# Proving $[a_k^\dagger, a_q^\dagger]=0$

I am trying to prove the commutation relations between the creation and annihilation operators in field theory. I was already able to show that $[a_k, a_q^\dagger]=i\delta(k-q)$. I want to show that $[a_k^\dagger, a_q^\dagger]=0,$ but I am stuck on the last step. I think my confusion has to do with interpreting the delta function and I was hoping someone can help me out. So far I have shown that

$$a_k^\dagger = \int \! d^3\!x \: e^{-ikx}\left[ \sqrt{\frac{E_k}{2}} \phi(x) - i \sqrt{\frac{1}{2E_k}} \pi(x) \right],$$

where $\phi(x)$ and $\pi(x)$ are the field and conjugate momentum respectively. Based on this I was able to show that

$$[a_k^\dagger, a_q^\dagger]=\int \! d^3y \: d^3x \: e^{-i(kx+qy)} \left[ -i \sqrt{\frac{E_k}{E_q}} [\phi(x), \pi(y)] + i \sqrt{\frac{E_q}{E_k}} [\phi(y),\pi(x)] \right].$$

Using the commutation relation $[\phi(x), \pi(y)]=i \delta^3(x-y)$ this becomes

$$[a_k^\dagger, a_q^\dagger]=\int \! d^3y \: e^{-i (k+q) y} \left[ \sqrt{\frac{E_k}{E_q}} -\sqrt{\frac{E_q}{E_k}} \right].$$

And I believe the integral over y gives us a delta function. If I have done everything correctly then this should be

$$[a_k^\dagger, a_q^\dagger]=\delta^3(k+q) \left[ \sqrt{\frac{E_k}{E_q}} -\sqrt{\frac{E_q}{E_k}} \right].$$

Since I already know the commutation relations I know that the final expression should equal zero for any arbitrary value of $k$ and $q$. But my final expression doesn't really say that for $k=-q$. I don't really understand where this discrepancy is coming from, though. Is there some way to interpret this delta function (i.e. is $\infty \cdot 0=0$?) that I'm not understanding or have I made a computational error somewhere?
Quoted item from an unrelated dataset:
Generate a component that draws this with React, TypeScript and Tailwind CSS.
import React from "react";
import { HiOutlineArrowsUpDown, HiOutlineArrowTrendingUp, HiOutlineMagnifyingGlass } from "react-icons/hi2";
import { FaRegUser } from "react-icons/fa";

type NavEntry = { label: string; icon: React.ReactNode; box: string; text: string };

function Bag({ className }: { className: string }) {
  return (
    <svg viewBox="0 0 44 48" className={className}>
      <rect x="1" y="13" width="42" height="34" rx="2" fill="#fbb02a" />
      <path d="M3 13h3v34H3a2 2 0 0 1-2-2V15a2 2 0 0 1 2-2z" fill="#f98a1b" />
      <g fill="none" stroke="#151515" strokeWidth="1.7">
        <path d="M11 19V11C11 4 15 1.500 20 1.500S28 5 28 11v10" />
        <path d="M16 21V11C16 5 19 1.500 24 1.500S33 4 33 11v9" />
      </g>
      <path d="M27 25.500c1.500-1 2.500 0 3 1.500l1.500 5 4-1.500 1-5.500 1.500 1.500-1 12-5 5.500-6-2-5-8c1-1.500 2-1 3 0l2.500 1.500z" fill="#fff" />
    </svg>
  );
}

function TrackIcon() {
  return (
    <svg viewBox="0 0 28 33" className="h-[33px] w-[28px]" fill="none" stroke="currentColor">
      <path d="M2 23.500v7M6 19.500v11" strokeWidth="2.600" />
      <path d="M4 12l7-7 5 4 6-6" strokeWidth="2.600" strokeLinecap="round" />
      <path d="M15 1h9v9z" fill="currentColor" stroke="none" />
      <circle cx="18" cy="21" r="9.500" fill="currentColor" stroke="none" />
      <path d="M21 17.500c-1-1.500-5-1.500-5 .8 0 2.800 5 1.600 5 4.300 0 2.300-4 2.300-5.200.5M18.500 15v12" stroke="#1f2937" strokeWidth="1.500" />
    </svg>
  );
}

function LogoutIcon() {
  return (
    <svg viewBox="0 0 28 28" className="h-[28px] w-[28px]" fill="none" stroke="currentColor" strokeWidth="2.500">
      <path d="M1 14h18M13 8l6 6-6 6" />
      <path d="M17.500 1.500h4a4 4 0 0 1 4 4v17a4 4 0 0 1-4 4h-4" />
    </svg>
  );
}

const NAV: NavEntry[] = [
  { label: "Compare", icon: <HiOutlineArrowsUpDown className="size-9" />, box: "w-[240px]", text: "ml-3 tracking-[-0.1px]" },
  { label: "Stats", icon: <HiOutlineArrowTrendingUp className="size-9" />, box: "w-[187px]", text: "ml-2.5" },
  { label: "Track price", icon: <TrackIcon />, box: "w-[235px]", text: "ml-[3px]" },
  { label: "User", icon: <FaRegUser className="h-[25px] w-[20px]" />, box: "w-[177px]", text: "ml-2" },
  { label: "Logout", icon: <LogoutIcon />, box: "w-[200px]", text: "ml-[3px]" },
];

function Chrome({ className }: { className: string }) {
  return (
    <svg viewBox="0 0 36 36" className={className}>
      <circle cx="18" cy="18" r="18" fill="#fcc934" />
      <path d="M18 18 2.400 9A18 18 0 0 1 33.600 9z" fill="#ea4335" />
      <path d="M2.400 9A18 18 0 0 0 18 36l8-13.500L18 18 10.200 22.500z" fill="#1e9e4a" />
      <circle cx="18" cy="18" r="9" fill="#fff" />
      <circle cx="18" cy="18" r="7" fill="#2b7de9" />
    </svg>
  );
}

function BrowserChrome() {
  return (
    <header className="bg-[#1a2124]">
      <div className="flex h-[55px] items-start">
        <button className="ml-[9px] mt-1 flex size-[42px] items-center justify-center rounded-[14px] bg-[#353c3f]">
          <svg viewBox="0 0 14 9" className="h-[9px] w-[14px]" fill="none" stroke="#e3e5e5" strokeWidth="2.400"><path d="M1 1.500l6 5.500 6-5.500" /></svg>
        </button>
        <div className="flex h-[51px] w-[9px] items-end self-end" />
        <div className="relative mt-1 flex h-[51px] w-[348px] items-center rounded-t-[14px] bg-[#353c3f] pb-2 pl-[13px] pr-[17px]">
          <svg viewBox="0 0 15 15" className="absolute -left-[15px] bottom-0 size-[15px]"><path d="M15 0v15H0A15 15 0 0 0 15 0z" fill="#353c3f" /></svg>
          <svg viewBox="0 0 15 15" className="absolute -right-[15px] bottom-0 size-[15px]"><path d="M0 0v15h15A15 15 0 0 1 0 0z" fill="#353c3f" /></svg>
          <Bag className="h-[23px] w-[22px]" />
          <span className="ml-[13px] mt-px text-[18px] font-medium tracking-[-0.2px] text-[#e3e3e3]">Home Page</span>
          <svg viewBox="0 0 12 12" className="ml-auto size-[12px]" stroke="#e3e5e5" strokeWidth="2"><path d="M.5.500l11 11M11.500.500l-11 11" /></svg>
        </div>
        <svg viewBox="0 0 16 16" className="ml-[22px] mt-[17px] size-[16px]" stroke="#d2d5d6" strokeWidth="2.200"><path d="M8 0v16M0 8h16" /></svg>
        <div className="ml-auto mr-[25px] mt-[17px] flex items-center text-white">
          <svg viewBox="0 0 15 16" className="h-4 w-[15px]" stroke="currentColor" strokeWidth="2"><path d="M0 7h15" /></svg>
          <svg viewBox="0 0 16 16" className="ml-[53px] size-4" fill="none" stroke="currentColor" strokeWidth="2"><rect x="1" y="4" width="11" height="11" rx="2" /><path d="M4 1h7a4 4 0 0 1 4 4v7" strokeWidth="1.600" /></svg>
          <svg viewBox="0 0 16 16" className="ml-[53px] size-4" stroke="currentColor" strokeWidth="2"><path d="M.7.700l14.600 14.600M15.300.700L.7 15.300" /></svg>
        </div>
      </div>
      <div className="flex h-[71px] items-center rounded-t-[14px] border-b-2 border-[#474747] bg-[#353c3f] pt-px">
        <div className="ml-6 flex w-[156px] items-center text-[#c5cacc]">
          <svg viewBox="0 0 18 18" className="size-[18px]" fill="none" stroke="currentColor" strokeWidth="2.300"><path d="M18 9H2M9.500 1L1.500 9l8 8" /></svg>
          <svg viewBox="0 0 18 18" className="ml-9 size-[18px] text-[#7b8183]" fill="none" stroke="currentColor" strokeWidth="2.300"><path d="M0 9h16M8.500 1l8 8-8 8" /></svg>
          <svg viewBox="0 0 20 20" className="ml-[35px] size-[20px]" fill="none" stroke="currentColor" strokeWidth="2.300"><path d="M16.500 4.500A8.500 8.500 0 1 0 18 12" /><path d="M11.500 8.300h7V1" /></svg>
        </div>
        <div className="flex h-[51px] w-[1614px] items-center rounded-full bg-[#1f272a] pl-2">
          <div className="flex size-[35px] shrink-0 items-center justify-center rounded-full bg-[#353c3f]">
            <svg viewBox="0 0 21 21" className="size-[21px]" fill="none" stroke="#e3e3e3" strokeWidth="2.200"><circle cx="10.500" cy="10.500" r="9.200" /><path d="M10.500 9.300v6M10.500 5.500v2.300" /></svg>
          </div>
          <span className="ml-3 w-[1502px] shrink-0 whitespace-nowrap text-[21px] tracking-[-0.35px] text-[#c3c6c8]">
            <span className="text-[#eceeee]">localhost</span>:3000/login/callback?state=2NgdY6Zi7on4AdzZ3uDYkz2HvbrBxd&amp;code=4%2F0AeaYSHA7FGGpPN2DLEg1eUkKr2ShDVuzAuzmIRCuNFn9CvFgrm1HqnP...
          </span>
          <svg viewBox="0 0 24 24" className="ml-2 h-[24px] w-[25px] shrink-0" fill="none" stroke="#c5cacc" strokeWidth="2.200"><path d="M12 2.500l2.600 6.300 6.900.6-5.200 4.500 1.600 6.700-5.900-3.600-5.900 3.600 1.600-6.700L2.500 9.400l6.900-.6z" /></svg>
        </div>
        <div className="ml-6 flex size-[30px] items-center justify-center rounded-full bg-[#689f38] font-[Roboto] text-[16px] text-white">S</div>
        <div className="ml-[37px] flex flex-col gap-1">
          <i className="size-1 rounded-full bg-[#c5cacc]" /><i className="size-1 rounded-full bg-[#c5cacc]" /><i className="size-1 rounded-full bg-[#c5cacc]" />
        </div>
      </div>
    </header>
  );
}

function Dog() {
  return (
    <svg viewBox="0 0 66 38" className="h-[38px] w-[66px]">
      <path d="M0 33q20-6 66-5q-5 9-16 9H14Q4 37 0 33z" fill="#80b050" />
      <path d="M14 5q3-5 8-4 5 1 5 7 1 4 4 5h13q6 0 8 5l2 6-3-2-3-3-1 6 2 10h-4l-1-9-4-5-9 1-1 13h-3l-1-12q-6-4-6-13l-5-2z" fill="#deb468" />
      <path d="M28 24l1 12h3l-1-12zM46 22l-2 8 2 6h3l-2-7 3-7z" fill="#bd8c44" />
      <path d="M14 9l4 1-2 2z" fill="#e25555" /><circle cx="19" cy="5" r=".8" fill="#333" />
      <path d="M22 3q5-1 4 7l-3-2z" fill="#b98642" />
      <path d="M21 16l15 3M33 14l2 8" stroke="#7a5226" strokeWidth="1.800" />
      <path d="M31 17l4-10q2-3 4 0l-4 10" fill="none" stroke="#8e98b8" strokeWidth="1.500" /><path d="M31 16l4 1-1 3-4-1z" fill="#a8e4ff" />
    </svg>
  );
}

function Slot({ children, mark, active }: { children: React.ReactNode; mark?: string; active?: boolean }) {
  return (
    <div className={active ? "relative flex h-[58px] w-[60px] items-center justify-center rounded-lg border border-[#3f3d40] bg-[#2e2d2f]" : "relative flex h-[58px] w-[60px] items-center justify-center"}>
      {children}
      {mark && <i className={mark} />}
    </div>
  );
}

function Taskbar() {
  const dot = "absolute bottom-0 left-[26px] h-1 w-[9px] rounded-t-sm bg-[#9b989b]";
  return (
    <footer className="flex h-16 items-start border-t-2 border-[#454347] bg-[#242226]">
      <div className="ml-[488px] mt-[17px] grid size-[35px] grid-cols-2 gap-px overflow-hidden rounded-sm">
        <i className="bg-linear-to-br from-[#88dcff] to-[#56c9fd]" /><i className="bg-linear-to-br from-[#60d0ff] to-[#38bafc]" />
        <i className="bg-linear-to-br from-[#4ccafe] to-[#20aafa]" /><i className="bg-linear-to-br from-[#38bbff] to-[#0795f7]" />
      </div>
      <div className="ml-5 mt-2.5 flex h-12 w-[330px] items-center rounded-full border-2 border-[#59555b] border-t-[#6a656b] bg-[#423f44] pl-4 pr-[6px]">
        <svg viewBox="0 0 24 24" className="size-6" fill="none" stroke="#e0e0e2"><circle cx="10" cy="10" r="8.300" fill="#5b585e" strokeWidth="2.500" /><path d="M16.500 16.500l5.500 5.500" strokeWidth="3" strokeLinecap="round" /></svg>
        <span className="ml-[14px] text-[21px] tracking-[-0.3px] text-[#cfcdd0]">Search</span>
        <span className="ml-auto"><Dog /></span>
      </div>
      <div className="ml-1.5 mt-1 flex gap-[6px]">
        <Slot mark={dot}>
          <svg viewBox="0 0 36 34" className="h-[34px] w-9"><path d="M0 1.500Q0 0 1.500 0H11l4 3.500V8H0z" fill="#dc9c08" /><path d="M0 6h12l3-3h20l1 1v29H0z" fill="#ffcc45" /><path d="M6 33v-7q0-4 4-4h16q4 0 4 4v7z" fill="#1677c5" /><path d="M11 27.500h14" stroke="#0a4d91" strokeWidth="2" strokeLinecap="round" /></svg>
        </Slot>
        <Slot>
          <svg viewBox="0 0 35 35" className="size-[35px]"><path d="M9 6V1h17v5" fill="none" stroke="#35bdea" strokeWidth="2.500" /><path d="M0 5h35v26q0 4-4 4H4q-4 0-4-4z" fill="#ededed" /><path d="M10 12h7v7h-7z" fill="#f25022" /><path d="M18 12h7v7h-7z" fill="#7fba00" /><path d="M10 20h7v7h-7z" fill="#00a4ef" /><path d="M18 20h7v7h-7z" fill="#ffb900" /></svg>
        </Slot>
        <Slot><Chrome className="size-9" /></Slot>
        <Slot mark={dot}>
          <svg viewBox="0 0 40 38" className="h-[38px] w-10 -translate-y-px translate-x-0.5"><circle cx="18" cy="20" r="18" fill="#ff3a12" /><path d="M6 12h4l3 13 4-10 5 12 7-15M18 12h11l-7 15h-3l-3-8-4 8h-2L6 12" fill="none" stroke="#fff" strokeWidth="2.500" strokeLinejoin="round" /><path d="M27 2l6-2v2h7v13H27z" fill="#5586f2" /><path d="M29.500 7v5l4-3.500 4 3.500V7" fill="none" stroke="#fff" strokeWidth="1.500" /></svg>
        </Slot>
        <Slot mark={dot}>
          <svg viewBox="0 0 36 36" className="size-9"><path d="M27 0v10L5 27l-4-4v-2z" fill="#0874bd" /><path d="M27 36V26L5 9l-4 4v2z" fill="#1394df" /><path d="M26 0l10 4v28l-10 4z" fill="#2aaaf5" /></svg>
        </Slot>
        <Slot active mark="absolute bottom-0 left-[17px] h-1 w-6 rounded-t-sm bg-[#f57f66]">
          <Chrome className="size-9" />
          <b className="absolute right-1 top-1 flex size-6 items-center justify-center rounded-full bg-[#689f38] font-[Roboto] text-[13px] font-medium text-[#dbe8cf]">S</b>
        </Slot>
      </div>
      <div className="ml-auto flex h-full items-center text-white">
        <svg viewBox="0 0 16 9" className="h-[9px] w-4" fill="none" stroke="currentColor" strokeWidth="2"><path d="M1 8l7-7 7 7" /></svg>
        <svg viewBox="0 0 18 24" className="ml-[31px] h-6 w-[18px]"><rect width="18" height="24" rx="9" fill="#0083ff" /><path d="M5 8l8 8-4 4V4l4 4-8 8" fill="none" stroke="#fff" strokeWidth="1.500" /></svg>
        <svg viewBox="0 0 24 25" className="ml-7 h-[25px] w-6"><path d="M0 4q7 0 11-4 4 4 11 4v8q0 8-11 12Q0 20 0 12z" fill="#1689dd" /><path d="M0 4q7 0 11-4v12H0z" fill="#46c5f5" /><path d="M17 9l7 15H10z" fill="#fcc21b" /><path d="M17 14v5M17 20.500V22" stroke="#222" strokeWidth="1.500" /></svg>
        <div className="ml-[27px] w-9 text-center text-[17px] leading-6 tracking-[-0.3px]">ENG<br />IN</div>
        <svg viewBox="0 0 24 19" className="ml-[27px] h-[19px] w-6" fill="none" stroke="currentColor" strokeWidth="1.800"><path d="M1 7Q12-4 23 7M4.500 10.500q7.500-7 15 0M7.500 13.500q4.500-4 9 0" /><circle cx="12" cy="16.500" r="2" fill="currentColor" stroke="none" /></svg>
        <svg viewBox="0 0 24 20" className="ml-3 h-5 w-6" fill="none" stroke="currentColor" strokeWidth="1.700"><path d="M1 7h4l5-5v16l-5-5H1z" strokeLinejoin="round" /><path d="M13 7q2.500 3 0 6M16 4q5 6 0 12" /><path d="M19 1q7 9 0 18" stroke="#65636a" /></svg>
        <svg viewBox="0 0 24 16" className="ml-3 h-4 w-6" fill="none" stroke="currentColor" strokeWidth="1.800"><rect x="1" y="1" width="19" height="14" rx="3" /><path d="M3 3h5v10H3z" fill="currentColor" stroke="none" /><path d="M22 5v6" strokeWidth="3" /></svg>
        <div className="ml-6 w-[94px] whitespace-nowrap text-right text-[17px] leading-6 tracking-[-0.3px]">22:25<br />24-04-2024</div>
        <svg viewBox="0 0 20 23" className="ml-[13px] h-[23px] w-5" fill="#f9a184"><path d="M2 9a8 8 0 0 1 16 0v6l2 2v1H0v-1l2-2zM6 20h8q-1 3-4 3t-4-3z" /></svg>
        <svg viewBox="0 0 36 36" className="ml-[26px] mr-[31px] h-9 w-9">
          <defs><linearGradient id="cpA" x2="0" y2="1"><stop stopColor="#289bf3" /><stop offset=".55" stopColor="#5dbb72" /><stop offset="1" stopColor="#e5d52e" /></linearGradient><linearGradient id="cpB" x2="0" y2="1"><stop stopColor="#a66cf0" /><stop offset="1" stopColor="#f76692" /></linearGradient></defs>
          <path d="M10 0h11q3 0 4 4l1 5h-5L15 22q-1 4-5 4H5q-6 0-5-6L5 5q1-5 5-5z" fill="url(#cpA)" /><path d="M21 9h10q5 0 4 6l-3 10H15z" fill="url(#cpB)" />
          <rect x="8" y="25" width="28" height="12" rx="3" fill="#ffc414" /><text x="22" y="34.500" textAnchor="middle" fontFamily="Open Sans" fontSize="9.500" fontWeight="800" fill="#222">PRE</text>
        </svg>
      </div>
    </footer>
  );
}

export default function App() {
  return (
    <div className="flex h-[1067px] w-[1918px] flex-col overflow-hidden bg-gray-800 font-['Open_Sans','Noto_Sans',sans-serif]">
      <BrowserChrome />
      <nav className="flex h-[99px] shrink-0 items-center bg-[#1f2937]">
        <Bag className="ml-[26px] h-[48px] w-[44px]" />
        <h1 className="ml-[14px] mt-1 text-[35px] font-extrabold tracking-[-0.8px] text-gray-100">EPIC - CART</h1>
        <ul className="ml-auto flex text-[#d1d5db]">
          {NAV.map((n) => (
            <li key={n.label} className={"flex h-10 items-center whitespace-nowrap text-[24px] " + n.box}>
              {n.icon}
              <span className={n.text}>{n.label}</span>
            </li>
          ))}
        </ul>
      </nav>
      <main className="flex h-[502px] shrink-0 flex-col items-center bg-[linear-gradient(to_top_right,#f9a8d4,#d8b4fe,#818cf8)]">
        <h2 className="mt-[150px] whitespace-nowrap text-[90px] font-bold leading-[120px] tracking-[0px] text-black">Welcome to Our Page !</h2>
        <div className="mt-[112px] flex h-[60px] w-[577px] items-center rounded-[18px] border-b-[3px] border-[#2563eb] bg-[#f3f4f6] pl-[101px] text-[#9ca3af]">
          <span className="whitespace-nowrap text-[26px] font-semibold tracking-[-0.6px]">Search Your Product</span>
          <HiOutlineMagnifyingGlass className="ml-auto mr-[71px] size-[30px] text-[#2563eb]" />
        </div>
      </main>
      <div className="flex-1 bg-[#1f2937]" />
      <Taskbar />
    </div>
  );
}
• What happens to the expression in the brackets when $k=-q$...? – Nephente Nov 25 '14 at 8:50
• I guess this is what I'm having a hard time interpreting. You get ∞⋅0, which I guess equals zero, but I'm not sure why. I edited the question to clarify what I'm asking. – Dargscisyhp Nov 26 '14 at 5:12
• Keep in mind $\int \delta(x-a) f(x) = f(a)$. To calculate anything physical you'll be integrating over this delta function, and the result will be zero. – adipy Nov 26 '14 at 6:41
• Another way to see it is to remember that $x\delta(x)=0$ (since when applied on any test-function, this will always give zero). – Adam Nov 26 '14 at 21:15

You can think of the continuos formalism as being the limiting case of the discrete-momentum one: if the momentum is taken as a discrete variable (which amounts to constraining the particles to be in some finite volume $V$) the fourier expansion of the (real, scalar) field is: $$\tag{1} \varphi(x) = \sum_{\textbf{k}} \frac{1}{\sqrt{2V \omega_{\textbf{k}}}} \left( a_\textbf{k} e^{-ikx} + a_\textbf{k}^\dagger e^{ikx} \right)$$ From this you can verify (similarly to what you did above) that $$\tag{2} [a_k,a_q^\dagger] = \delta_{k,q}, \qquad [a_k,a_q] = 0 = [a_k^\dagger,a_q^\dagger].$$ this times without the problems arising from handling the continuous Dirac's delta functions.